Im Bühnenraum der Ausstellung hat zudem der US-amerikanische Sound-Künstler Jeff Kolar eine Radioantenne und einen FM-Radiosender installiert. Das Radio wird während der gesamten Ausstellungsdauer zu bestimmten Zeiten in Betrieb genommen, um analog aufgezeichnete und Live-Radioprogramme zu senden, die die Besucher/innen über Taschenradios mitverfolgen können.

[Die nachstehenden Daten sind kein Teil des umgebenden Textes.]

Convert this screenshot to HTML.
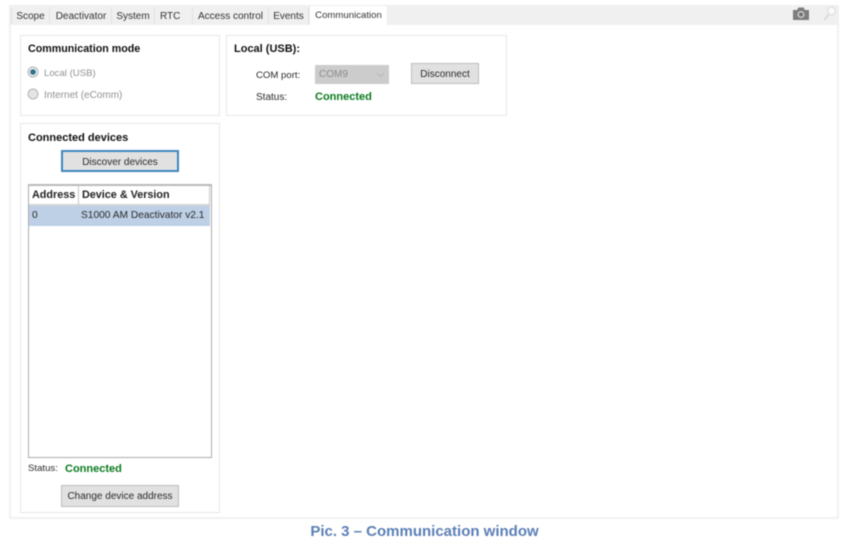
<!DOCTYPE html>
<html><head><meta charset="utf-8"><style>
html,body{margin:0;padding:0;background:#fff}
body{width:854px;height:539px;position:relative;overflow:hidden;font-family:"Liberation Sans",sans-serif;font-size:10px;color:#2a2a2a}
div,span.t{position:absolute;box-sizing:border-box}
#w{left:0;top:0;width:854px;height:539px;filter:blur(.45px)}
.t{white-space:nowrap;line-height:14px}
.b{font-weight:bold;color:#111;font-size:10.7px}
.g{background:#fff;border:1px solid #e8e8e8}
.tab{top:8px;height:16px;background:#f0f0f0;border-right:1px solid #e2e2e2;text-align:center;line-height:17px;white-space:nowrap;color:#333}
.btn{background:#e1e1e1;border:1px solid #bcbcbc;text-align:center;color:#2a2a2a;white-space:nowrap}
.c{color:#0b7a1f;font-weight:bold;font-size:11px}
.dis{color:#919191}
</style></head><body><div id="w">
<div style="left:9px;top:5px;width:830px;height:514px;background:#fff;border:2px solid #f1f1f1;border-top:0"></div>
<div style="left:9px;top:5px;width:830px;height:20px;background:#f0f0f0"></div>
<div class="tab" style="left:11px;width:39px;border-left:1px solid #e2e2e2">Scope</div>
<div class="tab" style="left:50px;width:62px;padding-left:1px">Deactivator</div>
<div class="tab" style="left:112px;width:43px">System</div>
<div class="tab" style="left:155px;width:38px;text-align:left;padding-left:5px">RTC</div>
<div class="tab" style="left:193px;width:76px">Access control</div>
<div class="tab" style="left:269px;width:40px">Events</div>
<div style="left:309px;top:5px;width:79px;height:20px;background:#fff;border:1px solid #ececec;border-bottom:0;text-align:center;line-height:19px;color:#333;font-size:9.6px">Communication</div>

<svg style="position:absolute;left:792px;top:6px" width="18" height="15" viewBox="0 0 18 15"><path d="M1 4h4l1.500-2.500h5L13 4h4v10H1z" fill="#7c7c7c"/><circle cx="9" cy="8.500" r="3.600" fill="#c8c8c8"/><circle cx="9" cy="8.500" r="2" fill="#707070"/></svg>
<svg style="position:absolute;left:822px;top:5px" width="16" height="17" viewBox="0 0 16 17"><circle cx="9.500" cy="6" r="4" fill="#f9f9f9" stroke="#e2e2e2" stroke-width="1.500"/><path d="M6.500 9.500L2.500 15" stroke="#dcdcdc" stroke-width="2.200" fill="none"/></svg>

<div class="g" style="left:20px;top:35px;width:200px;height:81px"></div>
<span class="t b" style="left:28px;top:42px">Communication mode</span>
<svg style="position:absolute;left:27px;top:66px" width="13" height="13"><circle cx="6" cy="6" r="5" fill="#e8eef2" stroke="#b0b0b0"/><circle cx="6" cy="6" r="2.800" fill="#2f6f8f"/></svg>
<span class="t dis" style="left:44px;top:67px;font-size:9.6px">Local (USB)</span>
<svg style="position:absolute;left:27px;top:88px" width="13" height="13"><circle cx="6" cy="6" r="5" fill="#e4e4e4" stroke="#b4b4b4"/></svg>
<span class="t dis" style="left:44px;top:89px">Internet (eComm)</span>

<div class="g" style="left:226px;top:35px;width:281px;height:81px"></div>
<span class="t b" style="left:234px;top:42px;font-size:11px">Local (USB):</span>
<span class="t" style="left:256px;top:69px;font-size:9.6px">COM port:</span>
<div style="left:315px;top:65px;width:74px;height:19px;background:#cccccc;color:#8a8a8a;padding-left:4px;line-height:20px">COM9</div>
<svg style="position:absolute;left:376px;top:72px" width="9" height="6"><path d="M1 1l3.500 3.500L8 1" fill="none" stroke="#b8b8b8"/></svg>
<div class="btn" style="left:411px;top:63px;width:68px;height:21px;line-height:21px">Disconnect</div>
<span class="t" style="left:256px;top:91px">Status:</span>
<span class="t c" style="left:315px;top:90px">Connected</span>

<div class="g" style="left:20px;top:123px;width:200px;height:390px"></div>
<span class="t b" style="left:28px;top:131px;font-size:11px">Connected devices</span>
<div class="btn" style="left:61px;top:150px;width:118px;height:22px;line-height:21px;border:2px solid #3f86bd">Discover devices</div>

<div style="left:28px;top:184px;width:184px;height:274px;background:#fff;border:1px solid #ababab;border-top:2px solid #bababa"></div>
<div style="left:29px;top:186px;width:50px;height:20px;background:#fff;border-right:1px solid #c8c8c8;border-bottom:2px solid #d4d4d4;line-height:18px;padding-left:3px;font-weight:bold;font-size:10.8px;color:#222">Address</div>
<div style="left:79px;top:186px;width:131px;height:20px;background:#fff;border-right:1px solid #c8c8c8;border-bottom:2px solid #d4d4d4;line-height:18px;padding-left:3px;font-weight:bold;font-size:10.8px;color:#222">Device &amp; Version</div>
<div style="left:29px;top:206px;width:181px;height:20px;background:#bdd0e6"></div>
<span class="t" style="left:32px;top:209px;font-size:10.2px">0</span>
<span class="t" style="left:81px;top:209px;font-size:10.2px">S1000 AM Deactivator v2.1</span>

<span class="t" style="left:28px;top:462px;font-size:9.6px">Status:</span>
<span class="t c" style="left:65px;top:462px">Connected</span>
<div class="btn" style="left:61px;top:485px;width:118px;height:22px;line-height:22px">Change device address</div>

<span class="t" style="left:0;width:849px;text-align:center;top:524px;font-size:15px;font-weight:bold;color:#5b7fb5;line-height:16px;display:block">Pic. 3 – Communication window</span>
</div></body></html>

Die von Max Kuiper entworfene Mixed-Media-Installation umfasst Sound, Videoprojektionen und transparente Folien mit integrierten Materialien und Drucken.

Im Dezember wird sich die Improvisationskünstlerin Ayako Kato in drei Performances tänzerisch mit der „schwarzen Luft“ auseinandersetzen. Denn „in den Ausstellungsräumen koexistieren Leere und Form als Illusionen, die atmen, sich ständig verändern und transformieren“, so die begleitende Broschüre mit Rekurs auf einen buddhistischen Text.

Black Air gelingt es tatsächlich, mit dem Alltagsverständnis nicht wahrnehmbare Räume und/oder Energien erlebbar zu machen, bisweilen in überwältigender Dichte, wenn man sich denn darauf einlässt. Es ist eine sinnliche Schau, die mit den Kontrasten spielt, gleichermaßen verwunschen wie verstörend-surrend wirkt und einen rätselhaften Sog wie ein schwarzes Loch entfaltet. Bei aller (technischen) Darstellbarkeit bleibt doch der mythologische Anteil, wie schon beim Ether in allen historischen Varianten, nicht abzustreifen.